I've often wondered why large game companies aren't interested in making lots of smaller budget games with smaller development teams. Wouldn't 10 well made, small budget titles sell even more than one really awesome title? ...or does everything have to feel like an epic Hollywood movie? Just thinking out loud.

I think you have the right of it Echo. Talking to him, it was definitely more of a "we're the working class developers" kind of thing than an outright rant against big-budget studios. And you have to respect the guy, and the studio. They've been in business for seven years, and have a number of well-selling titles to their name. That they don't get more respect has to be frustrating and a bit befuddling.

Wouldn't 10 well made, small budget titles sell even more than one really awesome title?

Talking to him, it was definitely more of a "we're the working class developers" kind of thing than an outright rant against big-budget studios.

If you are right about what he is really trying to argue, than in a couple short paragraphs you both have already made a better argument than the original. I can't argue with Echo's thought. You really need both. You have your BMWs and your Civics, your Halo's and your Serious Sam's. I for one have gotten a lot of enjoyment from several titles from smaller or independant developers.

But it only works if those 10 small budget titles were indeed well made. All too often it doesn't, and instead results in putting style over substance to try to push impulse sales. I've never played any of Eric's games, so I can't comment on his case one way or the other. In any case, next time he wants to make a point like this, he may want to run it by a PR rep to get the kinks out first.

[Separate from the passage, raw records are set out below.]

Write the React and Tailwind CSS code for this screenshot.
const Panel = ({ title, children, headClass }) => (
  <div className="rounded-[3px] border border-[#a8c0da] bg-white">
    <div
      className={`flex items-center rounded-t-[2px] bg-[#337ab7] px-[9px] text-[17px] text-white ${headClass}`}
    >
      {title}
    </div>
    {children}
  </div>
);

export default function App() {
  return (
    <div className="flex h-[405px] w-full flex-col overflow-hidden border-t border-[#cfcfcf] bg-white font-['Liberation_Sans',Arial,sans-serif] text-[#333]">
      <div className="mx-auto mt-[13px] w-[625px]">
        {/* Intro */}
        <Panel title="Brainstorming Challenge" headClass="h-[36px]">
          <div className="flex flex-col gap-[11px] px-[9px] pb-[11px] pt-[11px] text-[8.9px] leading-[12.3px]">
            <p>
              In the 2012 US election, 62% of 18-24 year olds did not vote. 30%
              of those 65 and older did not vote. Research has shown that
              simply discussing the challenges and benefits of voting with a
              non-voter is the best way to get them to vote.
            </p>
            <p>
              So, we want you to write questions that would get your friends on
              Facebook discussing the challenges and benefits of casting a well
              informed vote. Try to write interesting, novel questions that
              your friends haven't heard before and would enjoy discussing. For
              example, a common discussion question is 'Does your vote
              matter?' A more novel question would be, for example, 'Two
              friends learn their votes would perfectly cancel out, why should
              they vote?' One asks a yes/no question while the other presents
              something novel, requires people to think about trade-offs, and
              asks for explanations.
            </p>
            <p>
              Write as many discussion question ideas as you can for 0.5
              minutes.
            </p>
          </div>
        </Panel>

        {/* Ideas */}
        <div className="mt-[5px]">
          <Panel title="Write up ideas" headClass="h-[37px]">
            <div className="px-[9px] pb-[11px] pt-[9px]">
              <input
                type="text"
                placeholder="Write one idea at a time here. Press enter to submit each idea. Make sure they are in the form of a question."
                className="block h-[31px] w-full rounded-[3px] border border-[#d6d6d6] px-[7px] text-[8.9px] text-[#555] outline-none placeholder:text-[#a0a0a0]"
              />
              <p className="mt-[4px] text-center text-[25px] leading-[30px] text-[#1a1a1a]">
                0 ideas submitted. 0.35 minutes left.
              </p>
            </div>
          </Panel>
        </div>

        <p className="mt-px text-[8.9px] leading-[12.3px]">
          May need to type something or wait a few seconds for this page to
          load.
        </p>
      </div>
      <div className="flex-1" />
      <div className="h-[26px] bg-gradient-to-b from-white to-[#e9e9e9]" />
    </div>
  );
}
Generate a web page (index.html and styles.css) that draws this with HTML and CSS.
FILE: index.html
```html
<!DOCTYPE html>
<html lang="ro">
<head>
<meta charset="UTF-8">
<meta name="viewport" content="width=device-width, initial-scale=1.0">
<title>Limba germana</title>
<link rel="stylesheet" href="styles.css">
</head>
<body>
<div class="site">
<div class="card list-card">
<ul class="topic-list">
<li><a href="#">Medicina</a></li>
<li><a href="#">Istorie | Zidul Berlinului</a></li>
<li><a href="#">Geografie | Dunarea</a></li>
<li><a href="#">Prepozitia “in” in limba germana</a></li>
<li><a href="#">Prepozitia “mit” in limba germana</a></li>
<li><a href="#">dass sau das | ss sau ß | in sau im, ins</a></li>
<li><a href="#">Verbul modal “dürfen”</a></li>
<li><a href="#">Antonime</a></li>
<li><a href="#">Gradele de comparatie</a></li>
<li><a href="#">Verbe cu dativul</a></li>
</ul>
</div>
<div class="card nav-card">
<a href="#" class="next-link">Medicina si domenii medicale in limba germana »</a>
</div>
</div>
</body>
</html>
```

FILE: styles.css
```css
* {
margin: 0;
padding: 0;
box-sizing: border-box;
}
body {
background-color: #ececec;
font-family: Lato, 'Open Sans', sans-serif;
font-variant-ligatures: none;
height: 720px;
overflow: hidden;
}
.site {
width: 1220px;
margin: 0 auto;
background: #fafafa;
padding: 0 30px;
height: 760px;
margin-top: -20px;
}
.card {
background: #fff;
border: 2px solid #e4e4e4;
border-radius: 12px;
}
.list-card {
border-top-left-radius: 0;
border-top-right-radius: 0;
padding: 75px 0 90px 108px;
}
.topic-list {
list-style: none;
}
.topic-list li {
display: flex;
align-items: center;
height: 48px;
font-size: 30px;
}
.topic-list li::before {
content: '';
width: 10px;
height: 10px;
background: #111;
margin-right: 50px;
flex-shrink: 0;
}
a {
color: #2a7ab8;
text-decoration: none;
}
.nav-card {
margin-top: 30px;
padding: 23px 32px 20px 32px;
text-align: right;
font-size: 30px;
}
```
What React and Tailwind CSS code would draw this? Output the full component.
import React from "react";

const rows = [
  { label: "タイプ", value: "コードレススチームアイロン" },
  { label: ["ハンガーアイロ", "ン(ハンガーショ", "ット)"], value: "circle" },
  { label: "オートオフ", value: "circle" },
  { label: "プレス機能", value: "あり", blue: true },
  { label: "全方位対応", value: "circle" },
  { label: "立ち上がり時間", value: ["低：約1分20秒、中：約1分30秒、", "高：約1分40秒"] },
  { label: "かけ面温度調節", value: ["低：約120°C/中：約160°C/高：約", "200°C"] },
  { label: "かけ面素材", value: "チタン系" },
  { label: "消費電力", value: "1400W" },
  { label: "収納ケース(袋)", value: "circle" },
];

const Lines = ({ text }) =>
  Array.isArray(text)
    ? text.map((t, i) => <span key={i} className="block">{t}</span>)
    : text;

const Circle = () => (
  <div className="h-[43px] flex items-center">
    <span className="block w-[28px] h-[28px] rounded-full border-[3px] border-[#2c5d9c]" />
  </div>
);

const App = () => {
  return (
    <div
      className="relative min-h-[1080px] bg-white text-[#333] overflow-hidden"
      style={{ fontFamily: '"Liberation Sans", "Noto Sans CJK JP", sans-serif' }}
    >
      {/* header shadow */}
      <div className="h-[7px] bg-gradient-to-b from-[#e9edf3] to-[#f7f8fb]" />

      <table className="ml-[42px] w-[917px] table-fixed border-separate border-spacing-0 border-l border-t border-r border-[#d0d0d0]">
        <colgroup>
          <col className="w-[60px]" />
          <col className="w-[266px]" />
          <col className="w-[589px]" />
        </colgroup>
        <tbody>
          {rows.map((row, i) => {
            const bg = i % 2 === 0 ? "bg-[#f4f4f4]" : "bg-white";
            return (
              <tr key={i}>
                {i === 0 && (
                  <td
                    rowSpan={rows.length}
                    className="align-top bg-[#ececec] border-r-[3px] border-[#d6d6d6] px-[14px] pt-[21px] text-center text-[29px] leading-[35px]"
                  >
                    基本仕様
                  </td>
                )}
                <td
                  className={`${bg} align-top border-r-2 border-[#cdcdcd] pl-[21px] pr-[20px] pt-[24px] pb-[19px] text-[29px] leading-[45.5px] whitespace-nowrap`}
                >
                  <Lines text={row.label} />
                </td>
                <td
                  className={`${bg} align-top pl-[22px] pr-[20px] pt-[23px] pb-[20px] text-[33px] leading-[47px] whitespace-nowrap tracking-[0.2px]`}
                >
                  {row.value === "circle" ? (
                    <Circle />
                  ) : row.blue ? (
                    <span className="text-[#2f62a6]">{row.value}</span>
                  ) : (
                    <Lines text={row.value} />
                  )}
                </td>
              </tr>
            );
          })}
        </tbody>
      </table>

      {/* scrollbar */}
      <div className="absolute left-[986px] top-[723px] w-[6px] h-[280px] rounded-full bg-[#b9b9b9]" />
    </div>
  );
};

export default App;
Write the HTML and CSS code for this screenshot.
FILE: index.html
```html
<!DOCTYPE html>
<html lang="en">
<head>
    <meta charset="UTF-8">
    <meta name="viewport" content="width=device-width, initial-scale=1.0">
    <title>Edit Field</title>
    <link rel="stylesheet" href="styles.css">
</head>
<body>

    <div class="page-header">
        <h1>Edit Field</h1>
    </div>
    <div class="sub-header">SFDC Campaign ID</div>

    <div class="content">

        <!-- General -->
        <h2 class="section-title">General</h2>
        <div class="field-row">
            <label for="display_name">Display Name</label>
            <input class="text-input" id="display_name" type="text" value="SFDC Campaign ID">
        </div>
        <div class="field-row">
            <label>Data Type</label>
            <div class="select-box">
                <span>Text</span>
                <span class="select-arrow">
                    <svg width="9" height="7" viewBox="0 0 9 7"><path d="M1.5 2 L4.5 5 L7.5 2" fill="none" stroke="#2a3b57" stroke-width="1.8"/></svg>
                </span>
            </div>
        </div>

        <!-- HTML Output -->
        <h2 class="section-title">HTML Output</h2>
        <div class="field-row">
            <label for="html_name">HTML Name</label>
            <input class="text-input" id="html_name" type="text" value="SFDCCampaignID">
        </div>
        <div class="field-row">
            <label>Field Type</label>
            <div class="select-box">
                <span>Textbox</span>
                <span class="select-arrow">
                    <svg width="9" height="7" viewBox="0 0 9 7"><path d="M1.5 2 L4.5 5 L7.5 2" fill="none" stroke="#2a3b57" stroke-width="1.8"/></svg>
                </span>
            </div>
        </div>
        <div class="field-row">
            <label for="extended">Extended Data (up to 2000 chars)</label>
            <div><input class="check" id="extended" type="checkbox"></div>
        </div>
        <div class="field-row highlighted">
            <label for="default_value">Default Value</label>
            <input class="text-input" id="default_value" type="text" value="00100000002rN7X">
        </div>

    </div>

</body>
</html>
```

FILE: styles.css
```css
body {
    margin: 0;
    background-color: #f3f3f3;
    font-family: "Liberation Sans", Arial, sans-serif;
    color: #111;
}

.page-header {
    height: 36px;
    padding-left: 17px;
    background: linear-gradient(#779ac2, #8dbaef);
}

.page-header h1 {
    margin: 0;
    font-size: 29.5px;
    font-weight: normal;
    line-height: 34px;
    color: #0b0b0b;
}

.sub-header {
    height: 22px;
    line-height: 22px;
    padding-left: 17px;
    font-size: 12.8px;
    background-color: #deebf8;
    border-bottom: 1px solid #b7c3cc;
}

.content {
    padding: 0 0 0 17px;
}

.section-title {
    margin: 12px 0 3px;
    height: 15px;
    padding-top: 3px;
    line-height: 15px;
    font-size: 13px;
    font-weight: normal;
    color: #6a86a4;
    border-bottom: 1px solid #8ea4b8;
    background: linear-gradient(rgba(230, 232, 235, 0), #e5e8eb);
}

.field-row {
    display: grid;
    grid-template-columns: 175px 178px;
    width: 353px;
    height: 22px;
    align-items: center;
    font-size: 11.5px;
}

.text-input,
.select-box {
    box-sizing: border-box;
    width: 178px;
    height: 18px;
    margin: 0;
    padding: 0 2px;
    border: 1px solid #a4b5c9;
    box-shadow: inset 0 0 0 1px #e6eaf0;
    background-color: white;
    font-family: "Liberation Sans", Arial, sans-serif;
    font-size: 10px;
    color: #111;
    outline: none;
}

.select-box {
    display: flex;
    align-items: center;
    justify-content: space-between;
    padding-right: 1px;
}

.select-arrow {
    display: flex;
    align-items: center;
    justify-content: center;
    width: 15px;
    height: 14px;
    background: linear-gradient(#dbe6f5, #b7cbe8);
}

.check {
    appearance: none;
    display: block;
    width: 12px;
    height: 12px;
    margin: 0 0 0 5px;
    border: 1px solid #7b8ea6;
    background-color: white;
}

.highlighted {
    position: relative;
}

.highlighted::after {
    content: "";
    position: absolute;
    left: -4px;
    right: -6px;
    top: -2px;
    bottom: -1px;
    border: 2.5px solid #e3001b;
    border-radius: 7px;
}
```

I think you guys are all being way too hard on the guy. And, to be frank, it's knee-jerk reactions like this that make it hard for us to get developers to talk openly to us without a layer of PR in-between.

Ace, I find it hard to believe that you would really rather hear from a trained PR rep than the actual developer, speaking openly about his games, but if so, there are plenty of other outlets where you can get that exact thing.